At age fourteen, Canning Woodhull took notice of Victoria. Canning Woodhull was a New York man who claimed to be a doctor, though he had no license, training, or education. He was exactly Buck Claflin’s kind of guy. Woodhull took an interest in Victoria, and asked her father permission to marry her. Claflin, figuring one daughter would do about as well as two in the psychic show, granted permission. Neither of them consulted with Victoria.
It soon turned out that Woodhull was a drunk and a womanizer. A month or so into the marriage, Victoria caught him cheating across town, corralled him, and brought him back home. Victoria divorced him about 1854 and got involved in the women’s rights movement, inspired largely by the marriage arranged by her father and a stranger.
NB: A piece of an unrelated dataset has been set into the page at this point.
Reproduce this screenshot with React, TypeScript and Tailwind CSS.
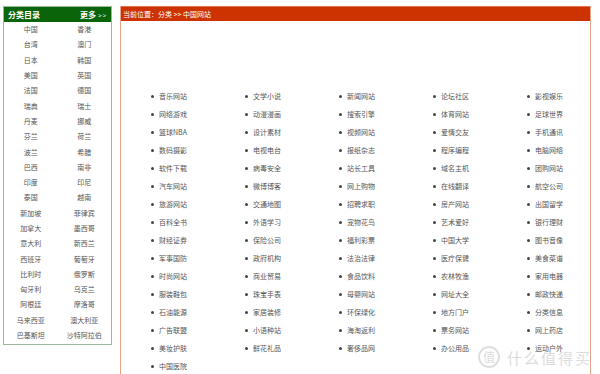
import React from "react";

const left = [
  ["中国", "香港"], ["台湾", "澳门"], ["日本", "韩国"], ["美国", "英国"], ["法国", "德国"],
  ["瑞典", "瑞士"], ["丹麦", "挪威"], ["芬兰", "荷兰"], ["波兰", "希腊"], ["巴西", "南非"],
  ["印度", "印尼"], ["泰国", "越南"], ["新加坡", "菲律宾"], ["加拿大", "墨西哥"], ["意大利", "新西兰"],
  ["西班牙", "葡萄牙"], ["比利时", "俄罗斯"], ["匈牙利", "乌克兰"], ["阿根廷", "摩洛哥"], ["马来西亚", "澳大利亚"],
  ["巴基斯坦", "沙特阿拉伯"],
];

const items = [
  "音乐网站", "文学小说", "新闻网站", "论坛社区", "影视娱乐",
  "网络游戏", "动漫漫画", "搜索引擎", "体育网站", "足球世界",
  "篮球NBA", "设计素材", "视频网站", "爱情交友", "手机通讯",
  "数码摄影", "电视电台", "报纸杂志", "程序编程", "电脑网络",
  "软件下载", "病毒安全", "站长工具", "域名主机", "团购网站",
  "汽车网站", "微博博客", "网上购物", "在线翻译", "航空公司",
  "旅游网站", "交通地图", "招聘求职", "房产网站", "出国留学",
  "百科全书", "外语学习", "宠物花鸟", "艺术爱好", "银行理财",
  "财经证券", "保险公司", "福利彩票", "中国大学", "图书音像",
  "军事国防", "政府机构", "法治法律", "医疗保健", "美食菜谱",
  "时尚网站", "商业贸易", "食品饮料", "农林牧渔", "家用电器",
  "服装鞋包", "珠宝手表", "母婴网站", "网址大全", "邮政快递",
  "石油能源", "家居装修", "环保绿化", "地方门户", "分类信息",
  "广告联盟", "小语种站", "海淘返利", "票务网站", "网上药店",
  "美妆护肤", "鲜花礼品", "奢侈品网", "办公用品", "运动户外",
  "中国医院",
];

export default function App() {
  return (
    <div
      className="relative w-[600px] h-[374px] overflow-hidden bg-white"
      style={{ fontFamily: '"Noto Sans CJK SC", "Noto Sans", sans-serif' }}
    >
      <div className="flex items-start pt-[6px] pl-[3px] gap-[8px]">
        {/* left panel */}
        <div className="w-[109px] border border-[#9cb89c] pb-[1px]">
          <div className="h-[15px] bg-[#0a650a] flex items-center justify-between px-[4px] text-white font-bold text-[8px] leading-none">
            <span>分类目录</span>
            <span>
              更多<span className="text-[6px] font-normal tracking-[1px]"> &gt;&gt;</span>
            </span>
          </div>
          <div>
            {left.map(([a, b]) => (
              <div key={a} className="grid grid-cols-2 h-[15.3px] items-center text-[7px] leading-none text-[#555]">
                <span className="text-center">{a}</span>
                <span className="text-center">{b}</span>
              </div>
            ))}
          </div>
        </div>

        {/* right panel */}
        <div className="w-[471px] h-[400px] border-l border-r border-[#e7a58c]">
          <div className="h-[15px] bg-[#cc3300] border-t border-[#e0704a] flex items-center px-[2px] text-white text-[7px] leading-none">
            当前位置：分类 &gt;&gt; 中国网站
          </div>
          <div className="pt-[66px] grid grid-cols-[repeat(5,94px)]">
            {items.map((t) => (
              <div key={t} className="h-[18px] flex items-center text-[7px] leading-none text-[#555]">
                <span className="ml-[30px] w-[3px] h-[3px] rounded-full bg-[#444]" />
                <span className="ml-[5px]">{t}</span>
              </div>
            ))}
          </div>
        </div>
      </div>

      {/* watermark */}
      <div className="absolute left-[478px] top-[346px] flex items-center gap-[7px] text-[#d4d4d4] opacity-80 pointer-events-none whitespace-nowrap">
        <span className="shrink-0 w-[22px] h-[22px] rounded-full border-[2px] border-[#d8d8d8] flex items-center justify-center text-[12px] leading-none">
          值
        </span>
        <span className="text-[15px] leading-none tracking-[2px]">什么值得买</span>
      </div>
    </div>
  );
}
While giving a speech to an equal rights political party, Victoria gathered a lot of interest and was asked to run for president on their ticket.
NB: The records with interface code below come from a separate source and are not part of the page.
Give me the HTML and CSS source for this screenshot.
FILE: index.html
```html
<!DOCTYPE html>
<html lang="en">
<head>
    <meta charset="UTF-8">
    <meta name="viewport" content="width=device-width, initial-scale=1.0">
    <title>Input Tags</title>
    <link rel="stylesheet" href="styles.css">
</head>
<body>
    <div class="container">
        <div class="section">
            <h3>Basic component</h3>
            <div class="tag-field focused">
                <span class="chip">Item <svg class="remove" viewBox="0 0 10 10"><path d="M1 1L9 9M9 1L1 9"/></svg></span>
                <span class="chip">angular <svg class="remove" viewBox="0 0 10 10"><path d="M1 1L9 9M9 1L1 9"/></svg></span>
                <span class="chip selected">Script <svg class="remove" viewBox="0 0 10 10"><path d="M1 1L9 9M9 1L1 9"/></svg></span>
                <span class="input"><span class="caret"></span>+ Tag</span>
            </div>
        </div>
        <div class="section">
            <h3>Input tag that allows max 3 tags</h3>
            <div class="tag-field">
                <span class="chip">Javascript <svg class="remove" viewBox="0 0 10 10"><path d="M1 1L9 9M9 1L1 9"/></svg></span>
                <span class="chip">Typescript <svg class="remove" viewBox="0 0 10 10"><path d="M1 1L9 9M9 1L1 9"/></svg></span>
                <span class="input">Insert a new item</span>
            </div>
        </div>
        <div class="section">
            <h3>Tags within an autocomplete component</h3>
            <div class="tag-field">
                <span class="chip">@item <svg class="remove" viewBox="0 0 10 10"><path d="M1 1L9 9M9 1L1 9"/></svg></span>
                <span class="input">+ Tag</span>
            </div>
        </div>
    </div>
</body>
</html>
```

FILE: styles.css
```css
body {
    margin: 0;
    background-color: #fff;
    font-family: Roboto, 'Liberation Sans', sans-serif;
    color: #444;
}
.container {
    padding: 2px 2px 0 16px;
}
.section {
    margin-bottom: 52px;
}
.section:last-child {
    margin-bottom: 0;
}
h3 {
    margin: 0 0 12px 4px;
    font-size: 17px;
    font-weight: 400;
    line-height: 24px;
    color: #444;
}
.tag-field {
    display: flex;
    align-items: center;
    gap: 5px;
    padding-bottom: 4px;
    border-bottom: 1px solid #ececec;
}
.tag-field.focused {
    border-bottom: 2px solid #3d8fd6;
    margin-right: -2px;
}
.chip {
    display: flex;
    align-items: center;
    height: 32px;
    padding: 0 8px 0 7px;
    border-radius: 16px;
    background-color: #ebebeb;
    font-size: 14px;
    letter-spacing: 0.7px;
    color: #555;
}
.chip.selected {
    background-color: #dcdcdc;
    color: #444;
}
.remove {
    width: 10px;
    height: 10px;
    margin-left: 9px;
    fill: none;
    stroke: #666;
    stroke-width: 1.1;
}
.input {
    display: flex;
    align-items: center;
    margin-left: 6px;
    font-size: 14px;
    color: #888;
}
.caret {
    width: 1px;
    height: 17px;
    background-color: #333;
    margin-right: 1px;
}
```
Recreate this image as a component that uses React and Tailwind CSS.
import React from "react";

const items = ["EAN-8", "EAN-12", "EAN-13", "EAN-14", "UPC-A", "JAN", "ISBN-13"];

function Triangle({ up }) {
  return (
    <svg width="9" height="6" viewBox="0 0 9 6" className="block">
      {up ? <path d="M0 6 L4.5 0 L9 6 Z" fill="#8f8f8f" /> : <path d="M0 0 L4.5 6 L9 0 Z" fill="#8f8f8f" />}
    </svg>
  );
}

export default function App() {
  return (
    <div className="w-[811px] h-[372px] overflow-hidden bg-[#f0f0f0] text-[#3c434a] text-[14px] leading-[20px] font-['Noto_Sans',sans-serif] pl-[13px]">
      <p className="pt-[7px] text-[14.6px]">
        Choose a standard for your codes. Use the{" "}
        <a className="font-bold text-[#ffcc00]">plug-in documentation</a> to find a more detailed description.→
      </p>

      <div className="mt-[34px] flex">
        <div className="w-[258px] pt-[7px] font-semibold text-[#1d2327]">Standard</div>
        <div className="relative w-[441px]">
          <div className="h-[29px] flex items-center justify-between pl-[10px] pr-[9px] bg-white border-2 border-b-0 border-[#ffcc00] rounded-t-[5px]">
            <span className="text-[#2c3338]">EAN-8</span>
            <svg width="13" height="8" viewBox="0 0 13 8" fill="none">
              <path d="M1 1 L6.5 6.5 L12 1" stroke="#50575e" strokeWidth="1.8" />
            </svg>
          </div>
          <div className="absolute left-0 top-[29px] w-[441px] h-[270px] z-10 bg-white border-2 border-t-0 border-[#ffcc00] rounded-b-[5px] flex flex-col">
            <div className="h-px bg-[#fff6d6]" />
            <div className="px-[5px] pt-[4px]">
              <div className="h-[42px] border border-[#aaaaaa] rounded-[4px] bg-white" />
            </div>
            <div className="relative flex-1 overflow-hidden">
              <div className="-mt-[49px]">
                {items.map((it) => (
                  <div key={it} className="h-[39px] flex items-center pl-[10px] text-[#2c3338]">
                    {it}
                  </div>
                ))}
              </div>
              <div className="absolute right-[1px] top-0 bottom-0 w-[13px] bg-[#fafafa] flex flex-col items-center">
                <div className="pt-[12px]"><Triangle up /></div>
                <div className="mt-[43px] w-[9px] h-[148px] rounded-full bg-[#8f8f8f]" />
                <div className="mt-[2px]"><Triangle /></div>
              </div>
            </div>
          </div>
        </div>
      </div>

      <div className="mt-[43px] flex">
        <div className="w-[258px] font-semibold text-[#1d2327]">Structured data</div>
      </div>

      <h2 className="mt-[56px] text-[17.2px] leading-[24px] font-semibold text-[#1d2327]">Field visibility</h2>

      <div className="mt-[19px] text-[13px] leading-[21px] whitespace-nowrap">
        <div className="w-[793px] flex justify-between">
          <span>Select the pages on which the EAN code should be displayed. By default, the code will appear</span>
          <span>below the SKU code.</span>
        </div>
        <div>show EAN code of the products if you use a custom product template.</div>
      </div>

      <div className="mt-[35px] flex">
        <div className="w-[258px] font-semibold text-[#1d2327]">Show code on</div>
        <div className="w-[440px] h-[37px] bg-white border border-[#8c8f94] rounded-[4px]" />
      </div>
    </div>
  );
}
Her platform involved free love, better divorce laws, and equal rights. Frederick Douglass was named as her running mate, though it isn’t clear that the two actually met, mainly communicating through the mail. This was about as popular as you’d expect in 1872.
Victoria was considered scandalous, and several important political figures spoke out against her very publicly. One of these was the Reverend Henry Ward Beecher, who simultaneously campaigned against Victoria’s positions on free love. Victoria considered this an act of hypocrisy, as Beecher was said to be having affairs himself at the time. She was more offended by the hypocrisy than the affair, and wrote articles revealing Beecher’s activities in a magazine she was publishing at the time.
Victoria wound up spending election day in jail. The charges were trumped-up, essentially, by her opponents, who accused her of using the federal mail system to mail obscenities (i.e. the details of the Reverend Beecher’s affairs).
Needless to say, she lost the election.
Victoria wound up with a happy ending, long after her attempt at the presidency. She later moved to England and married again, starting up another magazine there with the help of her daughter. She became popular in England due to her publications and many speeches, and she lived fairly happily until passing away on June 10, 1927.
As you vote this year, and I encourage you to vote, take a moment to think of her. The first American female presidential candidate, born in the Pennsylvania Wilds.